**DIRECTIVE**:
Each line in the material below, starting at the one with "Generate a web" and ending at the one with "string; total: string;", is to be reproduced exactly; no picture is to be copied.

──────────────────────────────

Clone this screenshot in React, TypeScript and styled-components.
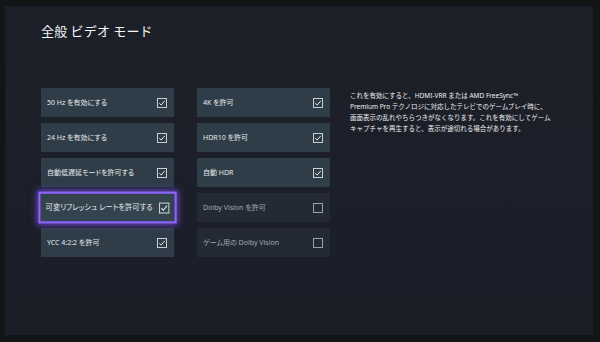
import React from 'react'
import styled, { createGlobalStyle, css } from 'styled-components'

const GlobalStyle = createGlobalStyle`
  html, body {
    margin: 0;
    padding: 0;
    background: #131416;
  }
  body {
    width: 600px;
    height: 342px;
    overflow: hidden;
    font-family: 'Noto Sans', 'Noto Sans CJK JP', sans-serif;
  }
`

type Option = {
  label: string
  checked: boolean
  focused?: boolean
  dim?: boolean
}

const leftOptions: Option[] = [
  { label: '50 Hz を有効にする', checked: true },
  { label: '24 Hz を有効にする', checked: true },
  { label: '自動低遅延モードを許可する', checked: true },
  { label: '可変リフレッシュ レートを許可する', checked: true, focused: true },
  { label: 'YCC 4:2:2 を許可', checked: true },
]

const rightOptions: Option[] = [
  { label: '4K を許可', checked: true },
  { label: 'HDR10 を許可', checked: true },
  { label: '自動 HDR', checked: true },
  { label: 'Dolby Vision を許可', checked: false, dim: true },
  { label: 'ゲーム用の Dolby Vision', checked: false, dim: true },
]

function CheckBox({ checked, dim }: { checked: boolean; dim?: boolean }) {
  return (
    <Box $dim={dim}>
      {checked && (
        <svg width="8" height="8" viewBox="0 0 8 8">
          <polyline
            points="1.3,4.2 3.2,6 6.8,1.8"
            fill="none"
            stroke="#e8ebee"
            strokeWidth="1"
          />
        </svg>
      )}
    </Box>
  )
}

function OptionTile({ option }: { option: Option }) {
  return (
    <Tile $checked={option.checked} $focused={option.focused}>
      <Label $dim={option.dim}>{option.label}</Label>
      <CheckBox checked={option.checked} dim={option.dim} />
    </Tile>
  )
}

export default function App() {
  return (
    <>
      <GlobalStyle />
      <Screen>
        <Title>全般 ビデオ モード</Title>
        <Content>
          <Column>
            {leftOptions.map((o) => (
              <OptionTile key={o.label} option={o} />
            ))}
          </Column>
          <Column>
            {rightOptions.map((o) => (
              <OptionTile key={o.label} option={o} />
            ))}
          </Column>
          <Description>
            これを有効にすると、HDMI-VRR または AMD FreeSync™
            <br />
            Premium Pro テクノロジに対応したテレビでのゲームプレイ時に、
            <br />
            画面表示の乱れやちらつきがなくなります。これを有効にしてゲーム
            <br />
            キャプチャを再生すると、表示が途切れる場合があります。
          </Description>
        </Content>
      </Screen>
    </>
  )
}

const Screen = styled.div`
  margin: 6px 7px 0 5px;
  height: 329px;
  box-sizing: border-box;
  padding: 15px 0 0 36px;
  background: linear-gradient(180deg, #1d1f28 0%, #1c1f29 60%, #1b1e27 100%);
  color: #f2f3f5;
`

const Title = styled.h1`
  margin: 0;
  font-family: 'Noto Sans CJK JP', sans-serif;
  font-size: 13px;
  font-weight: 400;
  line-height: 20px;
  letter-spacing: 0.2px;
  color: #f4f5f7;
`

const Content = styled.div`
  display: flex;
  align-items: flex-start;
  margin-top: 47px;
`

const Column = styled.div`
  display: flex;
  flex-direction: column;
  gap: 6px;
  width: 133px;
  margin-right: 23px;

  &:nth-child(2) {
    margin-right: 20px;
  }
`

const Tile = styled.div<{ $checked: boolean; $focused?: boolean }>`
  box-sizing: border-box;
  height: 29px;
  display: flex;
  align-items: center;
  justify-content: space-between;
  padding: 0 7px 0 6px;
  background: ${(p) => (p.$checked ? '#2e3d47' : '#242a34')};

  ${(p) =>
    p.$focused &&
    css`
      background: #33444e;
      border: 2px solid #8e62ff;
      box-shadow: 0 0 6px 1px rgba(130, 80, 255, 0.75);
      transform: scale(1.04, 1.1);
      padding: 0 5px 0 5px;
    `}
`

const Label = styled.span<{ $dim?: boolean }>`
  font-size: 7px;
  line-height: 10px;
  white-space: nowrap;
  font-feature-settings: 'palt';
  color: ${(p) => (p.$dim ? '#a3a9b0' : '#e8eaed')};
`

const Box = styled.div<{ $dim?: boolean }>`
  flex: none;
  box-sizing: border-box;
  width: 10px;
  height: 10px;
  border: 1px solid ${(p) => (p.$dim ? '#9aa0a8' : '#c9cdd2')};
  display: flex;
  align-items: center;
  justify-content: center;
`

const Description = styled.p`
  margin: 2px 0 0;
  font-size: 6.5px;
  line-height: 11px;
  color: #eef0f2;
  white-space: nowrap;
`
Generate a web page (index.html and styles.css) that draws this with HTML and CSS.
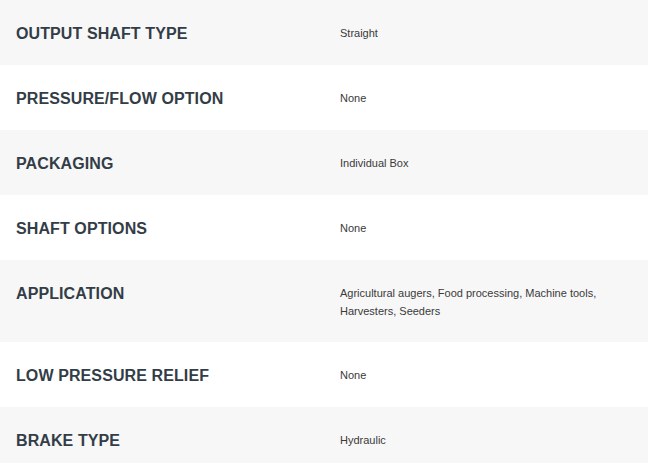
FILE: index.html
```html
<!DOCTYPE html>
<html>
<head>
<meta charset="utf-8">
<link rel="stylesheet" href="styles.css">
</head>
<body>
<div class="specs">
  <div class="row">
    <div class="label">OUTPUT SHAFT TYPE</div>
    <div class="value">Straight</div>
  </div>
  <div class="row">
    <div class="label">PRESSURE/FLOW OPTION</div>
    <div class="value">None</div>
  </div>
  <div class="row">
    <div class="label">PACKAGING</div>
    <div class="value">Individual Box</div>
  </div>
  <div class="row">
    <div class="label">SHAFT OPTIONS</div>
    <div class="value">None</div>
  </div>
  <div class="row">
    <div class="label">APPLICATION</div>
    <div class="value">Agricultural augers, Food processing, Machine tools, Harvesters, Seeders</div>
  </div>
  <div class="row">
    <div class="label">LOW PRESSURE RELIEF</div>
    <div class="value">None</div>
  </div>
  <div class="row">
    <div class="label">BRAKE TYPE</div>
    <div class="value">Hydraulic</div>
  </div>
</div>
</body>
</html>
```
FILE: styles.css
```css
html, body {
  margin: 0;
  padding: 0;
  background: #ffffff;
}
.specs {
  display: flex;
  flex-direction: column;
  font-family: "Liberation Sans", Arial, sans-serif;
}
.row {
  display: grid;
  grid-template-columns: 324px 1fr;
  padding: 24px 0 22px;
}
.row:nth-child(odd) {
  background: #f7f7f7;
}
.label {
  padding: 0 16px;
  font-size: 16px;
  line-height: 19px;
  font-weight: bold;
  letter-spacing: 0.1px;
  color: #333d47;
}
.value {
  padding: 0 40px 0 16px;
  font-size: 11px;
  line-height: 18px;
  color: #3a3a3a;
}
```
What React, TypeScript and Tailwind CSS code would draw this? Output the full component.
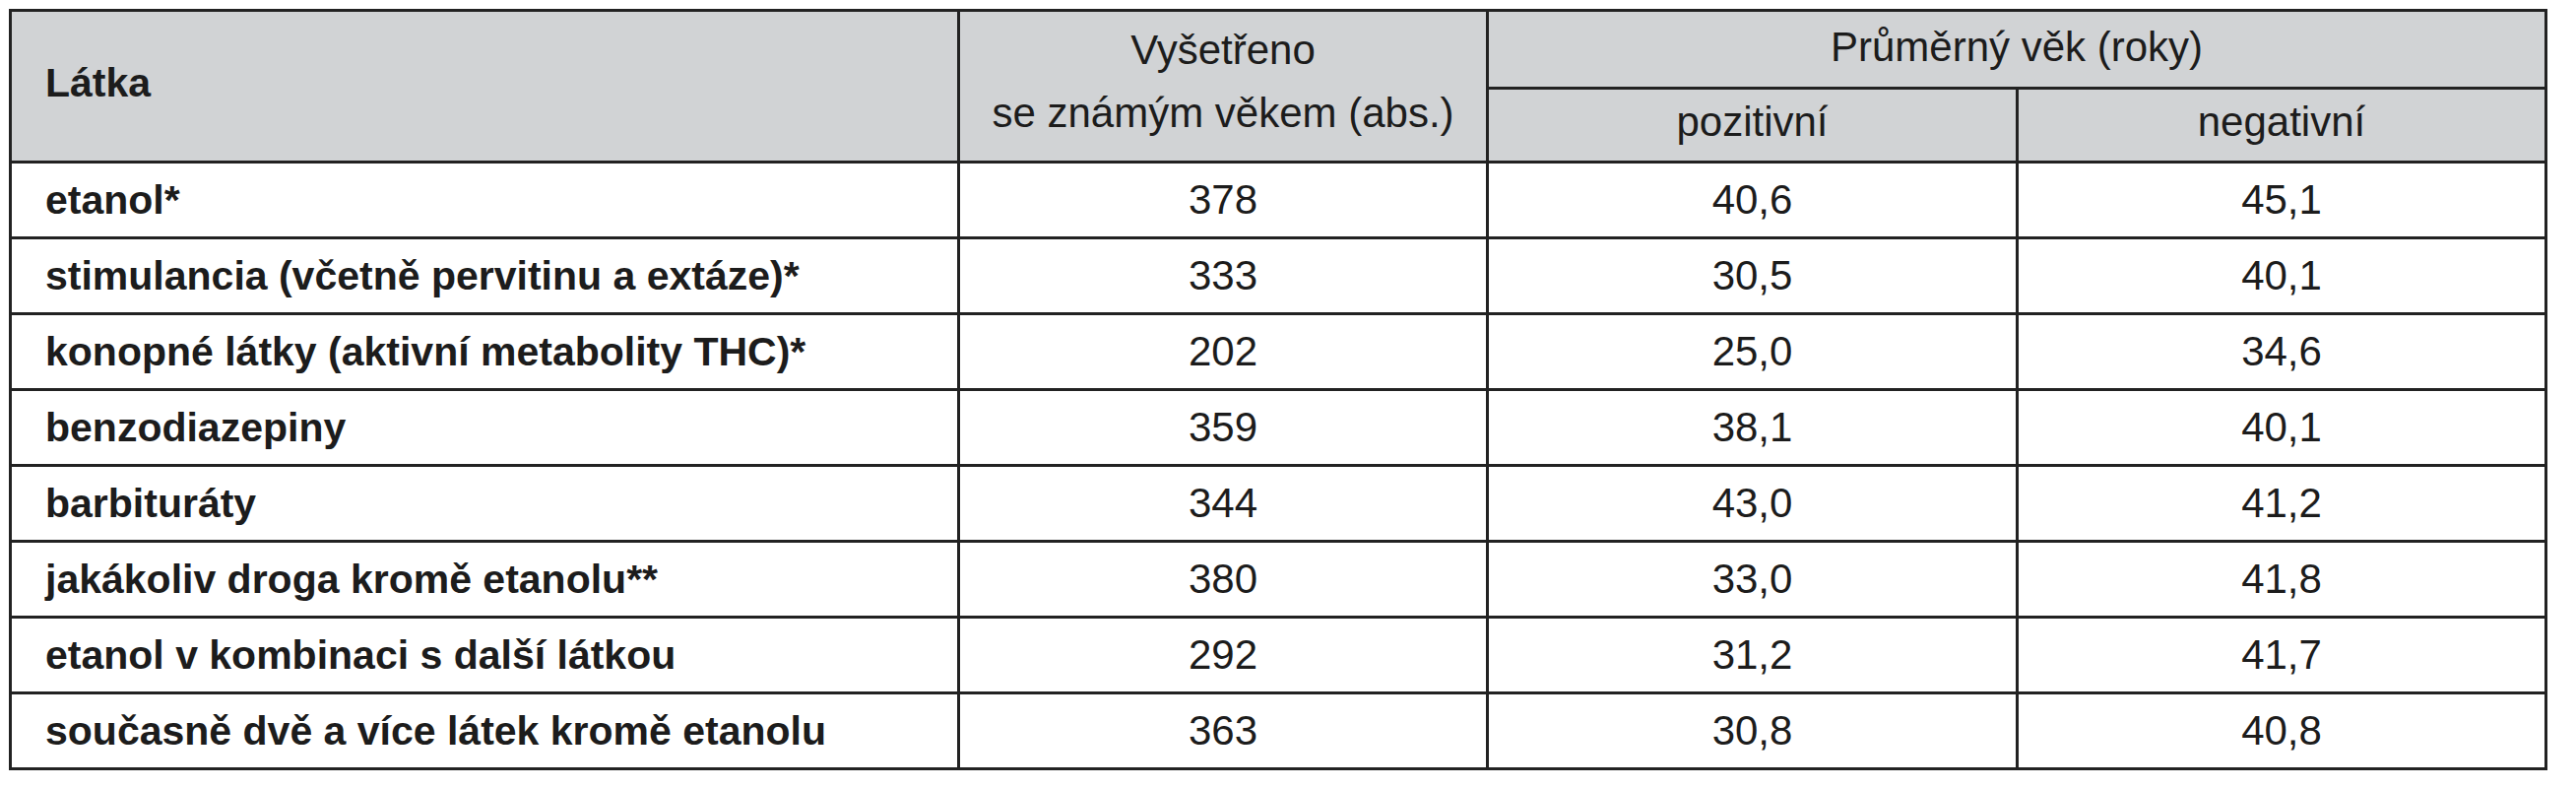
import React from 'react';

type Row = { name: string; total: string; pos: string; neg: string };

const rows: Row[] = [
  { name: 'etanol*', total: '378', pos: '40,6', neg: '45,1' },
  { name: 'stimulancia (včetně pervitinu a extáze)*', total: '333', pos: '30,5', neg: '40,1' },
  { name: 'konopné látky (aktivní metabolity THC)*', total: '202', pos: '25,0', neg: '34,6' },
  { name: 'benzodiazepiny', total: '359', pos: '38,1', neg: '40,1' },
  { name: 'barbituráty', total: '344', pos: '43,0', neg: '41,2' },
  { name: 'jakákoliv droga kromě etanolu**', total: '380', pos: '33,0', neg: '41,8' },
  { name: 'etanol v kombinaci s další látkou', total: '292', pos: '31,2', neg: '41,7' },
  { name: 'současně dvě a více látek kromě etanolu', total: '363', pos: '30,8', neg: '40,8' },
];

export default function App() {
  return (
    <div className="w-[2616px] h-[800px] bg-white pt-[9px] pl-[9px] text-[#1c1c1c] font-['Liberation_Sans',Arial,sans-serif]">
      <table className="table-fixed border-collapse w-[2575px] border-[3px] border-[#222]">
        <colgroup>
          <col className="w-[963px]" />
          <col className="w-[537px]" />
          <col className="w-[538px]" />
          <col className="w-[537px]" />
        </colgroup>
        <thead className="bg-[#d1d3d5]">
          <tr className="h-[79px]">
            <th
              rowSpan={2}
              className="border-[3px] border-[#222] text-left align-middle pl-[34px] pb-[6px] text-[41px] font-bold leading-none"
            >
              Látka
            </th>
            <th
              rowSpan={2}
              className="border-[3px] border-[#222] text-center align-middle pb-[10px] text-[42px] font-normal leading-[64px]"
            >
              Vyšetřeno
              <br />
              se známým věkem (abs.)
            </th>
            <th
              colSpan={2}
              className="border-[3px] border-[#222] text-center align-middle pb-[4px] text-[42px] font-normal leading-none"
            >
              Průměrný věk (roky)
            </th>
          </tr>
          <tr className="h-[75px]">
            <th className="border-[3px] border-[#222] text-center align-middle pb-[6px] text-[42px] font-normal leading-none">
              pozitivní
            </th>
            <th className="border-[3px] border-[#222] text-center align-middle pb-[6px] text-[42px] font-normal leading-none">
              negativní
            </th>
          </tr>
        </thead>
        <tbody>
          {rows.map((r) => (
            <tr key={r.name} className="h-[77px]">
              <td className="border-[3px] border-[#222] pl-[34px] text-[41px] font-bold leading-none whitespace-nowrap">
                {r.name}
              </td>
              <td className="border-[3px] border-[#222] text-center text-[42px] leading-none">{r.total}</td>
              <td className="border-[3px] border-[#222] text-center text-[42px] leading-none">{r.pos}</td>
              <td className="border-[3px] border-[#222] text-center text-[42px] leading-none">{r.neg}</td>
            </tr>
          ))}
        </tbody>
      </table>
    </div>
  );
}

──────────────────────────────

**SOLVED EXERCISE**:
Generate a web page (index.html and styles.css) that draws this with HTML and CSS.
FILE: index.html
```html
<!DOCTYPE html>
<html>
<head>
<meta charset="utf-8">
<link rel="stylesheet" href="styles.css">
</head>
<body>
<div class="specs">
  <div class="row">
    <div class="label">OUTPUT SHAFT TYPE</div>
    <div class="value">Straight</div>
  </div>
  <div class="row">
    <div class="label">PRESSURE/FLOW OPTION</div>
    <div class="value">None</div>
  </div>
  <div class="row">
    <div class="label">PACKAGING</div>
    <div class="value">Individual Box</div>
  </div>
  <div class="row">
    <div class="label">SHAFT OPTIONS</div>
    <div class="value">None</div>
  </div>
  <div class="row">
    <div class="label">APPLICATION</div>
    <div class="value">Agricultural augers, Food processing, Machine tools, Harvesters, Seeders</div>
  </div>
  <div class="row">
    <div class="label">LOW PRESSURE RELIEF</div>
    <div class="value">None</div>
  </div>
  <div class="row">
    <div class="label">BRAKE TYPE</div>
    <div class="value">Hydraulic</div>
  </div>
</div>
</body>
</html>
```
FILE: styles.css
```css
html, body {
  margin: 0;
  padding: 0;
  background: #ffffff;
}
.specs {
  display: flex;
  flex-direction: column;
  font-family: "Liberation Sans", Arial, sans-serif;
}
.row {
  display: grid;
  grid-template-columns: 324px 1fr;
  padding: 24px 0 22px;
}
.row:nth-child(odd) {
  background: #f7f7f7;
}
.label {
  padding: 0 16px;
  font-size: 16px;
  line-height: 19px;
  font-weight: bold;
  letter-spacing: 0.1px;
  color: #333d47;
}
.value {
  padding: 0 40px 0 16px;
  font-size: 11px;
  line-height: 18px;
  color: #3a3a3a;
}
```
What React, TypeScript and Tailwind CSS code would draw this? Output the full component.
import React from 'react';

type Row = { name: string; total: string; pos: string; neg: string };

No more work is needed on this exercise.